Phenomenally successful, but also imitated, envied and feared — Google is the technological icon of our time. But is its ubiquity and influence a force for good?
Chief executive Eric Schmidt has no doubts. He told the Guardian that Google has been instrumental in a generational shift in democratizing information.
“Over my lifetime, we are going to go from a small number of people having access to most of the world’s information, to virtually everybody in the world having access to virtually all of the world’s information,” he said. “That’s because of Web search, cheap phones and automatic translation. That’s a pretty amazing achievement and Google is part of that.”
Yet with Google active in so many areas, from shopping to video and translation to music, its competitors are becoming more numerous and opponents more vociferous.
“We try to do everything ... We don’t shake off the big goals,” Schmidt says.
In an interview ahead of his keynote presentation at the Guardian’s Activate Summit on Thursday, he makes it clear Google is positioning itself for the future through mobile devices, with the development of its Android mobile system and with subsequent Google-branded handsets. He was keener to talk about this area than the battle with newspaper groups such as News International, whose pay wall model is partly based on what it considers Google’s parasitical attitude to original content.
The mobile battle pitches the three biggest tech firms against each other: Google, Apple and Microsoft. Analyst Gartner Inc puts Android as the world’s fourth most-popular smartphone operating system in the first quarter of this year — ahead of Microsoft in a market it joined less than two years ago, but behind Symbian (Nokia), Research in Motion (Blackberry) and Apple.
The 50,000 apps built for Android, mostly by third-party developers, cover almost every topic, but the one killer app is still Google itself, Schmidt says.
Our online lives are now more personal, social and mobile, he says.
“When people are awake, they are now online, and that has a lot of implications for society and for Google,” he says.
Google’s secret, he adds (though it’s not much of a secret), is that it can handle more data than its rivals because it has larger networks and data centers. Google in effect pulled its business from China earlier this year after moving the operation to Hong Kong, bypassing China’s censorship regime.
Google, the company famously linked to the motto “Don’t be evil,” had been heavily criticized for its decision to do business in China and its rethink was welcomed by the industry. It also increased pressure on rivals who still operate there.
Another key push from Google is encouraging governments to open information to the public, via formats that developers can build useful public services around.
One recent victory for open data campaigners in the UK was Transport for London opening its travel data for commercial use, but the UK coalition government has indicated it may establish a broader public “right to data” that will have to be provided by local and national authorities.
Schmidt says Google’s policy is to encourage governments to open their data to the public.
The California-based company has teams helping to prepare “non Web-resident” archives and databases for the Web.
“It is no longer acceptable online for government researchers to publish documents read by 500 people in printed form,” he says.

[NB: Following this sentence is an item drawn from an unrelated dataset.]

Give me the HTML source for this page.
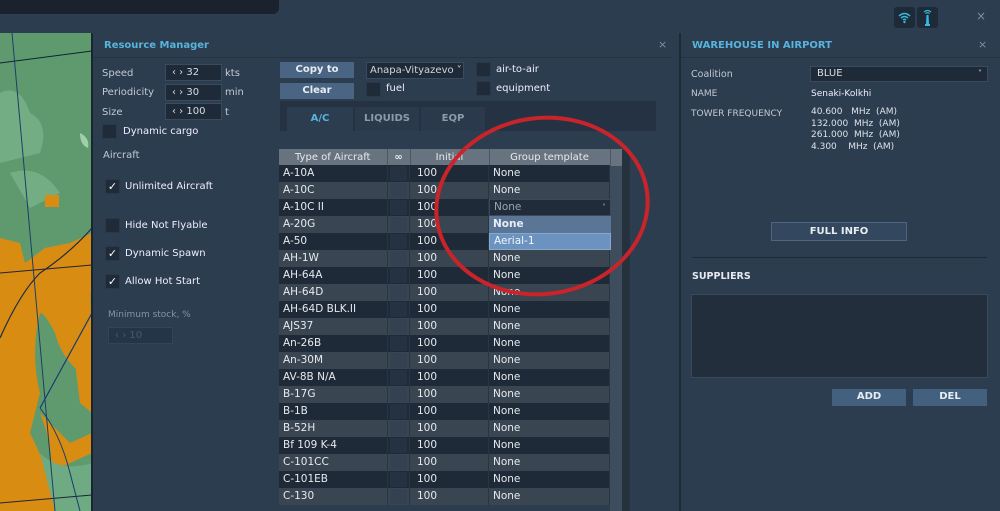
<!DOCTYPE html>
<html><head><meta charset="utf-8"><style>
*{margin:0;padding:0;box-sizing:border-box}
body{width:1000px;height:511px;overflow:hidden;background:#2d3d50;font-family:"DejaVu Sans","Liberation Sans",sans-serif;font-size:10px;color:#d8dde3;position:relative}
.a{position:absolute}
.lbl{color:#c2c9d1;font-size:10px}
.inp{background:#1e2a38;border:1px solid #3a4b5e;color:#d8dde3;font-size:10px;padding-left:6px;line-height:15px;height:17px}
.cb{width:15px;height:15px;background:#1f2b39;border:1px solid #2a3849}
.btn{background:#4a6583;color:#e8edf2;font-weight:bold;text-align:center;font-size:10px;line-height:15px}
.btn2{background:#3f5670;color:#e8edf2;font-weight:bold;text-align:center;font-size:10px;border:1px solid #4e6580}
.t{color:#eef;font-size:10px}
table{border-collapse:collapse}
td{height:17px;font-size:10px;color:#e6eaee;padding:0 4px;white-space:nowrap}
</style></head><body>
<div class="a" style="left:0;top:0;width:279px;height:14px;background:#1a222d;border-radius:0 0 6px 0"></div>
<!-- map (svg coords = page y - 33) -->
<svg class="a" style="left:0;top:33px" width="92" height="478" viewBox="0 0 92 478">
<rect width="92" height="478" fill="#5f9a6e"/>
<path d="M0 60 Q20 50 30 80 Q50 90 40 120 L0 130Z" fill="#73ad83"/>
<path d="M10 140 Q40 130 60 160 L30 175 Z" fill="#73ad83"/>
<rect x="45" y="162" width="14" height="12" fill="#d88c12"/>
<path d="M0 205 L20 210 L25 230 L45 215 L70 210 L92 200 L92 260 Q70 260 55 255 L40 250 L0 260Z" fill="#d88c12"/>
<path d="M0 240 L40 245 L40 280 Q30 320 40 360 L30 400 Q50 440 60 478 L0 478Z" fill="#d88c12"/>
<path d="M40 245 L90 240 L92 330 L75 335 Q60 320 55 300 Q45 280 40 280Z" fill="#d88c12"/>
<path d="M75 330 L92 325 L92 380 L80 370Z" fill="#d88c12"/>
<path d="M40 380 Q55 420 50 440 L70 430 L92 420 L92 400 L70 410Z" fill="#d88c12"/>
<path d="M40 420 Q60 440 92 430 L92 478 L55 478Z" fill="#6eaa82"/>
<path d="M80 100 Q90 105 88 115 Q80 112 80 100Z" fill="#a0d0aa"/>
<path d="M0 30 L92 18" stroke="#123" stroke-width="1"/>
<path d="M0 240 L92 232" stroke="#223" stroke-width="1"/>
<path d="M0 470 L92 462" stroke="#223" stroke-width="1"/>
<path d="M12 0 L55 478" stroke="#1d3d6a" stroke-width="1"/>
<path d="M0 305 Q20 260 40 240 Q70 220 92 195" stroke="#1c2a4a" stroke-width="1.2" fill="none"/>
<path d="M40 375 Q70 320 92 280" stroke="#1c3a70" stroke-width="1.2" fill="none"/>
<path d="M40 375 Q60 400 70 440 L80 478" stroke="#1c3a70" stroke-width="1" fill="none"/>
</svg>
<div class="a" style="left:91px;top:33px;width:2px;height:478px;background:#1b2532"></div>
<!-- resource manager -->
<div class="a" style="left:104px;top:40px;font-weight:bold;color:#57b4dc;font-size:10px">Resource Manager</div>
<div class="a" style="left:658px;top:38px;color:#7f8d9b;font-size:11px">×</div>
<div class="a" style="left:93px;top:57px;width:578px;height:1px;background:#25333f"></div>
<div class="a lbl" style="left:102px;top:68px">Speed</div>
<div class="a lbl" style="left:102px;top:87px">Periodicity</div>
<div class="a lbl" style="left:102px;top:107px">Size</div>
<div class="a inp" style="left:165px;top:64px;width:57px">‹ › 32</div>
<div class="a inp" style="left:165px;top:84px;width:57px">‹ › 30</div>
<div class="a inp" style="left:165px;top:103px;width:57px">‹ › 100</div>
<div class="a lbl" style="left:225px;top:68px">kts</div>
<div class="a lbl" style="left:225px;top:87px">min</div>
<div class="a lbl" style="left:225px;top:107px">t</div>
<div class="a cb" style="left:102px;top:124px"></div>
<div class="a t" style="left:123px;top:126px">Dynamic cargo</div>
<div class="a lbl" style="left:103px;top:150px">Aircraft</div>
<div class="a cb" style="left:105px;top:179px;color:#fff;font-size:11px;line-height:13px;text-align:center">✓</div>
<div class="a t" style="left:125px;top:181px">Unlimited Aircraft</div>
<div class="a cb" style="left:105px;top:218px"></div>
<div class="a t" style="left:125px;top:220px">Hide Not Flyable</div>
<div class="a cb" style="left:105px;top:246px;color:#fff;font-size:11px;line-height:13px;text-align:center">✓</div>
<div class="a t" style="left:125px;top:248px">Dynamic Spawn</div>
<div class="a cb" style="left:105px;top:274px;color:#fff;font-size:11px;line-height:13px;text-align:center">✓</div>
<div class="a t" style="left:125px;top:276px">Allow Hot Start</div>
<div class="a" style="left:108px;top:310px;color:#8593a2;font-size:9px">Minimum stock, %</div>
<div class="a inp" style="left:108px;top:327px;width:65px;color:#4b5a6a;border-color:#33435a;background:#26344a">‹ › 10</div>
<div class="a btn" style="left:280px;top:62px;width:74px;height:16px">Copy to</div>
<div class="a btn" style="left:280px;top:83px;width:74px;height:16px">Clear</div>
<div class="a inp" style="left:366px;top:62px;width:98px;color:#cfd6dd;padding-left:3px">Anapa-Vityazevo ˅</div>
<div class="a cb" style="left:366px;top:82px"></div>
<div class="a t" style="left:386px;top:83px">fuel</div>
<div class="a cb" style="left:476px;top:62px"></div>
<div class="a t" style="left:496px;top:64px">air-to-air</div>
<div class="a cb" style="left:476px;top:81px"></div>
<div class="a t" style="left:496px;top:83px">equipment</div>
<div class="a" style="left:280px;top:101px;width:376px;height:30px;background:#253243"></div>
<div class="a" style="left:287px;top:107px;width:66px;height:24px;background:#2d3d50;color:#57b4dc;font-weight:bold;text-align:center;line-height:24px">A/C</div>
<div class="a" style="left:355px;top:107px;width:64px;height:24px;background:#2a394b;color:#8d9aa8;font-weight:bold;text-align:center;line-height:24px">LIQUIDS</div>
<div class="a" style="left:421px;top:107px;width:64px;height:24px;background:#2a394b;color:#8d9aa8;font-weight:bold;text-align:center;line-height:24px">EQP</div>
<!-- table -->
<div class="a" style="left:610px;top:150px;width:12px;height:361px;background:#3d4d5e"></div>
<div class="a" style="left:622px;top:150px;width:8px;height:361px;background:#26313e"></div>
<table class="a" style="left:279px;top:149px;width:343px">
<tr style="background:#687380;height:16px"><td style="width:108px;text-align:center;border-right:1px solid #4c5765;height:16px">Type of Aircraft</td><td style="width:23px;text-align:center;border-right:1px solid #4c5765;font-weight:bold">∞</td><td style="width:79px;text-align:center;border-right:1px solid #4c5765">Initial</td><td style="width:121px;text-align:center;border-right:1px solid #4c5765">Group template</td><td style="width:12px"></td></tr>
</table>
<div id="rows" class="a" style="left:279px;top:165px;width:331px"></div>
<script>
var n=["A-10A","A-10C","A-10C II","A-20G","A-50","AH-1W","AH-64A","AH-64D","AH-64D BLK.II","AJS37","An-26B","An-30M","AV-8B N/A","B-17G","B-1B","B-52H","Bf 109 K-4","C-101CC","C-101EB","C-130"];
var h="";n.forEach(function(s,i){var bg=i%2?"#3a4552":"#1f2a38";var g="None";if(i==3||i==4)g="";
h+='<div style="position:relative;height:17px;background:'+bg+';font-size:10.5px;color:#e6eaee;line-height:17px"><span style="position:absolute;left:4px">'+s+'</span><span style="position:absolute;left:108px;top:0;width:23px;height:17px;border-left:1px solid #2a3542;border-right:1px solid #2a3542"><span style="position:absolute;left:2px;top:1px;width:17px;height:15px;background:'+(i%2?"#344150":"#253242")+'"></span></span><span style="position:absolute;left:131px;width:79px;height:17px;border-right:1px solid #2a3542"></span><span style="position:absolute;left:138px">100</span><span style="position:absolute;left:214px">'+g+'</span><span style="position:absolute;left:210px;width:121px;height:17px;border-right:1px solid #2a3542"></span></div>';});
document.getElementById("rows").innerHTML=h;
</script>
<div class="a" style="left:489px;top:199px;width:122px;height:17px;background:#202c3a;border:1px solid #3a4a5c;color:#9aa5b0;line-height:15px;padding-left:4px;font-size:10.5px">None<span style="position:absolute;right:4px;font-size:8px">˅</span></div>
<div class="a" style="left:489px;top:216px;width:122px;height:17px;background:#5a7595;color:#e8eef4;font-weight:bold;line-height:17px;padding-left:4px;font-size:10.5px">None</div>
<div class="a" style="left:489px;top:233px;width:122px;height:17px;background:#6c93bf;color:#f2f6fa;line-height:15px;padding-left:4px;border:1px solid #86a8cf;font-size:10.5px">Aerial-1</div>
<!-- red circle -->
<svg class="a" style="left:430px;top:110px" width="230" height="200"><ellipse cx="112" cy="96" rx="106" ry="88" fill="none" stroke="#c8242a" stroke-width="4" transform="rotate(-8 112 96)"/></svg>
<!-- divider -->
<div class="a" style="left:679px;top:33px;width:2px;height:478px;background:#1f2a37"></div>
<!-- top icons -->
<div class="a" style="left:894px;top:7px;width:21px;height:21px;background:#1d2a38;border-radius:3px">
<svg width="21" height="21"><path d="M5 9 Q10.5 4 16 9 M7 11 Q10.5 8 14 11 M9 13 Q10.5 11.5 12 13" stroke="#38b8e0" stroke-width="1.5" fill="none"/><circle cx="10.5" cy="15" r="1.2" fill="#38b8e0"/></svg></div>
<div class="a" style="left:917px;top:7px;width:21px;height:21px;background:#1d2a38;border-radius:3px">
<svg width="21" height="21"><path d="M7 5 Q10.5 2 14 5 M8.5 6.5 Q10.5 5 12.5 6.5" stroke="#38b8e0" stroke-width="1.2" fill="none"/><path d="M9.5 8 L11.5 8 L12 17 L9 17Z" fill="#38b8e0"/><rect x="8" y="17" width="5" height="2" fill="#38b8e0"/></svg></div>
<div class="a" style="left:976px;top:9px;color:#7f8d9b;font-size:12px">×</div>
<!-- warehouse -->
<div class="a" style="left:692px;top:40px;font-weight:bold;color:#57b4dc;font-size:10px">WAREHOUSE IN AIRPORT</div>
<div class="a" style="left:978px;top:38px;color:#7f8d9b;font-size:11px">×</div>
<div class="a" style="left:681px;top:57px;width:319px;height:1px;background:#25333f"></div>
<div class="a lbl" style="left:691px;top:69px;font-size:9.5px">Coalition</div>
<div class="a inp" style="left:810px;top:66px;width:178px;height:16px;line-height:14px;color:#d8dde3">BLUE<span style="position:absolute;right:5px;font-size:8px">˅</span></div>
<div class="a lbl" style="left:691px;top:89px;font-size:9px">NAME</div>
<div class="a t" style="left:811px;top:89px;font-size:9px">Senaki-Kolkhi</div>
<div class="a lbl" style="left:691px;top:109px;font-size:9px">TOWER FREQUENCY</div>
<div class="a" style="left:811px;top:107px;font-size:9px;line-height:11.5px;color:#dde2e7;white-space:pre">40.600   MHz  (AM)
132.000  MHz  (AM)
261.000  MHz  (AM)
4.300    MHz  (AM)</div>
<div class="a btn2" style="left:771px;top:222px;width:136px;height:19px;line-height:17px;background:#33485f">FULL INFO</div>
<div class="a" style="left:692px;top:257px;width:295px;height:1px;background:#1f2a36"></div>
<div class="a" style="left:692px;top:271px;font-weight:bold;font-size:9.5px;color:#e6eaee">SUPPLIERS</div>
<div class="a" style="left:691px;top:294px;width:297px;height:84px;background:#222e3c;border:1px solid #3a4a5c"></div>
<div class="a btn2" style="left:832px;top:389px;width:74px;height:17px;line-height:15px;background:#44607f;border:none">ADD</div>
<div class="a btn2" style="left:913px;top:389px;width:74px;height:17px;line-height:15px;background:#44607f;border:none">DEL</div>
</body></html>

“It needs to be Web first. Once that happens, there are lots of interesting things you can do to correlate real-time information, if that is what is needed, or put it on a map ... government services are fundamentally about where people are, about what is going on in my town or my school,” Schmidt says.
These projects are just as relevant in developing countries, where the introduction of smarter, cheaper phones has created a powerful network. How does Google help developing countries break through the digital divide, and ensure the opportunities of the Web are open to all?
“Hardware manufacturers are being incentivized to make higher volumes of lower-priced mobiles, and prices have fallen dramatically. But a young person now in pretty much any country, if they have a mobile device, can get access to pretty much all the world’s information and get it translated into their own language,” he says.
Arriving at Google in 2001 after a career spent in Silicon Valley, Schmidt is still excited by its possibilities.
“That’s a big news thing — that’s equivalent to the arrival of television,” he says.